>> begin

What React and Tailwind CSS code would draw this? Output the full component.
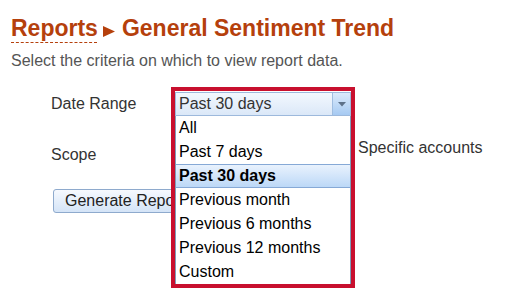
import React from "react";

const options = [
  "All",
  "Past 7 days",
  "Past 30 days",
  "Previous month",
  "Previous 6 months",
  "Previous 12 months",
  "Custom",
];

const App = () => {
  const selected = "Past 30 days";

  return (
    <div className="w-[506px] h-[306px] bg-white px-[11px] pt-[14px] overflow-hidden font-['Liberation_Sans',Arial,sans-serif]">
      <h1 className="h-[28px] text-[23px] leading-[28px] font-bold text-[#b5400c] whitespace-nowrap flex items-baseline">
        <span className="underline decoration-dashed decoration-1 underline-offset-[6px]">
          Reports
        </span>
        <svg width="12" height="11" viewBox="0 0 12 11" className="ml-[5px] mr-[7px] self-end mb-[5px]">
          <path d="M0 0 L12 5.5 L0 11 Z" fill="#b5400c" />
        </svg>
        <span>General Sentiment Trend</span>
      </h1>
      <p className="mt-[9px] text-[16px] leading-[20px] text-[#555]">
        Select the criteria on which to view report data.
      </p>

      {/* Date range */}
      <div className="mt-[21px] pl-[40px] flex items-center h-[24px] text-[16px] text-[#333]">
        <div className="w-[124px]">Date Range</div>
        <div className="relative w-[176px] h-[24px] z-10">
          <div className="absolute left-[-4px] top-[-5px] w-[184px] border-4 border-[#c8102e] bg-white">
            <div className="mt-[1px] h-[24px] flex border border-[#9db9dc] bg-gradient-to-b from-[#f3f8fe] to-[#dbe8f8]">
              <div className="flex-1 pl-[3px] leading-[22px] text-[#333]">{selected}</div>
              <div className="w-[18px] border-l border-[#9fbde0] bg-gradient-to-b from-[#dceafb] to-[#a6caf2] flex items-center justify-center">
                <svg width="8" height="5" viewBox="0 0 8 5">
                  <path d="M0 0 H8 L4 4.5 Z" fill="#5d7189" />
                </svg>
              </div>
            </div>
            <ul className="border-x border-[#7f9db9] bg-white text-black">
              {options.map((o) =>
                o === selected ? (
                  <li
                    key={o}
                    className="h-[24px] leading-[22px] pl-[3px] font-bold border-y border-[#86a9d6] bg-gradient-to-b from-[#e9f2fd] to-[#bcd8f7]"
                  >
                    {o}
                  </li>
                ) : (
                  <li key={o} className="h-[24px] leading-[23px] pl-[3px]">
                    {o}
                  </li>
                )
              )}
            </ul>
          </div>
        </div>
      </div>

      {/* Scope */}
      <div className="mt-[22px] pl-[40px] flex items-start text-[16px] leading-[20px] text-[#333]">
        <div className="w-[124px] mt-[7px]">Scope</div>
        <div className="flex">
          <span className="ml-[183px] whitespace-nowrap">Specific accounts</span>
        </div>
      </div>

      {/* Generate */}
      <div className="mt-[24px] pl-[42px]">
        <button className="h-[24px] px-[11px] rounded-[3px] border border-[#8eaacd] bg-gradient-to-b from-[#f6f9fe] to-[#d4e4f7] text-[16px] leading-[22px] text-[#222] whitespace-nowrap">
          Generate Report
        </button>
      </div>
    </div>
  );
};

export default App;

>> end

The request: From the material above, copy everything exactly but the pictures.

Written response:
What React and Tailwind CSS code would draw this? Output the full component.
import React from "react";

const options = [
  "All",
  "Past 7 days",
  "Past 30 days",
  "Previous month",
  "Previous 6 months",
  "Previous 12 months",
  "Custom",
];

const App = () => {
  const selected = "Past 30 days";

  return (
    <div className="w-[506px] h-[306px] bg-white px-[11px] pt-[14px] overflow-hidden font-['Liberation_Sans',Arial,sans-serif]">
      <h1 className="h-[28px] text-[23px] leading-[28px] font-bold text-[#b5400c] whitespace-nowrap flex items-baseline">
        <span className="underline decoration-dashed decoration-1 underline-offset-[6px]">
          Reports
        </span>
        <svg width="12" height="11" viewBox="0 0 12 11" className="ml-[5px] mr-[7px] self-end mb-[5px]">
          <path d="M0 0 L12 5.5 L0 11 Z" fill="#b5400c" />
        </svg>
        <span>General Sentiment Trend</span>
      </h1>
      <p className="mt-[9px] text-[16px] leading-[20px] text-[#555]">
        Select the criteria on which to view report data.
      </p>

      {/* Date range */}
      <div className="mt-[21px] pl-[40px] flex items-center h-[24px] text-[16px] text-[#333]">
        <div className="w-[124px]">Date Range</div>
        <div className="relative w-[176px] h-[24px] z-10">
          <div className="absolute left-[-4px] top-[-5px] w-[184px] border-4 border-[#c8102e] bg-white">
            <div className="mt-[1px] h-[24px] flex border border-[#9db9dc] bg-gradient-to-b from-[#f3f8fe] to-[#dbe8f8]">
              <div className="flex-1 pl-[3px] leading-[22px] text-[#333]">{selected}</div>
              <div className="w-[18px] border-l border-[#9fbde0] bg-gradient-to-b from-[#dceafb] to-[#a6caf2] flex items-center justify-center">
                <svg width="8" height="5" viewBox="0 0 8 5">
                  <path d="M0 0 H8 L4 4.5 Z" fill="#5d7189" />
                </svg>
              </div>
            </div>
            <ul className="border-x border-[#7f9db9] bg-white text-black">
              {options.map((o) =>
                o === selected ? (
                  <li
                    key={o}
                    className="h-[24px] leading-[22px] pl-[3px] font-bold border-y border-[#86a9d6] bg-gradient-to-b from-[#e9f2fd] to-[#bcd8f7]"
                  >
                    {o}
                  </li>
                ) : (
                  <li key={o} className="h-[24px] leading-[23px] pl-[3px]">
                    {o}
                  </li>
                )
              )}
            </ul>
          </div>
        </div>
      </div>

      {/* Scope */}
      <div className="mt-[22px] pl-[40px] flex items-start text-[16px] leading-[20px] text-[#333]">
        <div className="w-[124px] mt-[7px]">Scope</div>
        <div className="flex">
          <span className="ml-[183px] whitespace-nowrap">Specific accounts</span>
        </div>
      </div>

      {/* Generate */}
      <div className="mt-[24px] pl-[42px]">
        <button className="h-[24px] px-[11px] rounded-[3px] border border-[#8eaacd] bg-gradient-to-b from-[#f6f9fe] to-[#d4e4f7] text-[16px] leading-[22px] text-[#222] whitespace-nowrap">
          Generate Report
        </button>
      </div>
    </div>
  );
};

export default App;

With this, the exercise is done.